------ Data block

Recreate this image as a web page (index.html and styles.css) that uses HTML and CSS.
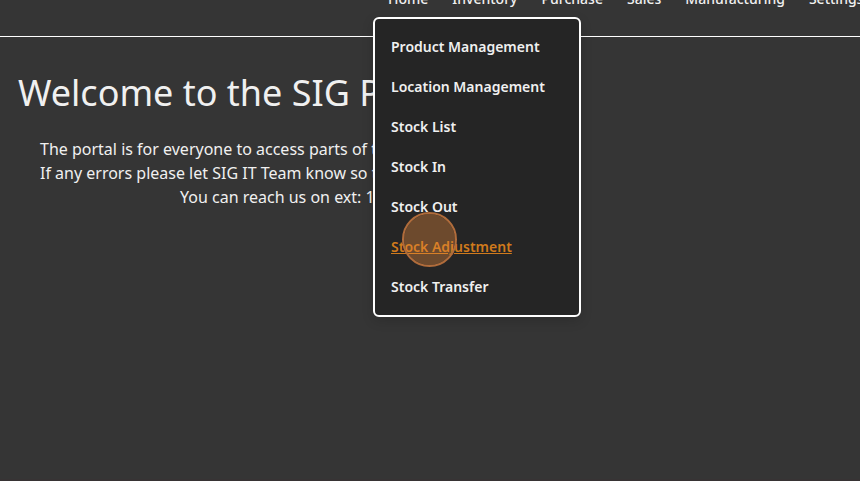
FILE: index.html
```html
<!DOCTYPE html>
<html lang="en">
<head>
<meta charset="utf-8">
<title>SIG Portal</title>
<link rel="stylesheet" href="styles.css">
</head>
<body>
<header class="topbar">
  <nav class="nav" aria-label="Main">
    <a href="#">Home</a>
    <a href="#">Inventory</a>
    <a href="#">Purchase</a>
    <a href="#">Sales</a>
    <a href="#">Manufacturing</a>
    <a href="#">Settings</a>
  </nav>
  <div class="menu">
    <a href="#">Product Management</a>
    <a href="#">Location Management</a>
    <a href="#">Stock List</a>
    <a href="#">Stock In</a>
    <a href="#">Stock Out</a>
    <a href="#" class="active">Stock Adjustment</a>
    <a href="#">Stock Transfer</a>
    <span class="pointer"></span>
  </div>
</header>
<main class="welcome">
  <h1>Welcome to the SIG P</h1>
  <div class="intro">
    <p>The portal is for everyone to access parts of t</p>
    <p>If any errors please let SIG IT Team know so t</p>
    <p class="contact">You can reach us on ext: 1</p>
  </div>
</main>
</body>
</html>
```
FILE: styles.css
```css
* {
  box-sizing: border-box;
}

body {
  display: flex;
  flex-direction: column;
  min-height: 100vh;
  margin: 0;
  overflow: hidden;
  background: #353535;
  border-bottom: 2px solid #373334;
  color: #f0f0f0;
  font: 16px/24px "Noto Sans", sans-serif;
}

a {
  color: inherit;
  text-decoration: none;
}

/* The bar is scrolled partly above the top of the window. */
.topbar {
  position: relative;
  margin-top: -11px;
  padding-bottom: 27px;
  border-bottom: 1px solid #fff;
}

.nav {
  display: flex;
  gap: 24px;
  padding-left: 388px;
  font-size: 14px;
  line-height: 20px;
  font-weight: 500;
  white-space: nowrap;
}

.menu {
  position: absolute;
  z-index: 1;
  top: 28px;
  left: 373px;
  display: flex;
  flex-direction: column;
  width: 208px;
  padding: 8px 0;
  background: #252525;
  border: 2px solid #fff;
  border-radius: 6px;
  box-shadow: 0 4px 12px rgb(0 0 0 / 15%);
  font-size: 14px;
  font-weight: 600;
}

.menu a {
  padding: 8px 16px;
}

.menu .active {
  color: #d07a1c;
  text-decoration: underline;
}

/* Click marker over the highlighted entry. */
.pointer {
  position: absolute;
  top: 193px;
  left: 27px;
  width: 55px;
  height: 55px;
  background: rgb(232 138 60 / 37%);
  border: 2px solid #b06c3b;
  border-radius: 50%;
  background-clip: padding-box;
  pointer-events: none;
}

.welcome {
  padding: 36px 18px;
  white-space: nowrap;
}

h1 {
  margin: 0;
  font-size: 36px;
  font-weight: 400;
  line-height: 40px;
}

.intro {
  padding: 24px 22px;
}

.intro p {
  margin: 0;
}

.intro .contact {
  padding-left: 140px;
}
```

------------

Using the listing above, gather each line that holds the string "index" and copy it.

Response to this exercise
Recreate this image as a web page (index.html and styles.css) that uses HTML and CSS.
FILE: index.html
  z-index: 1;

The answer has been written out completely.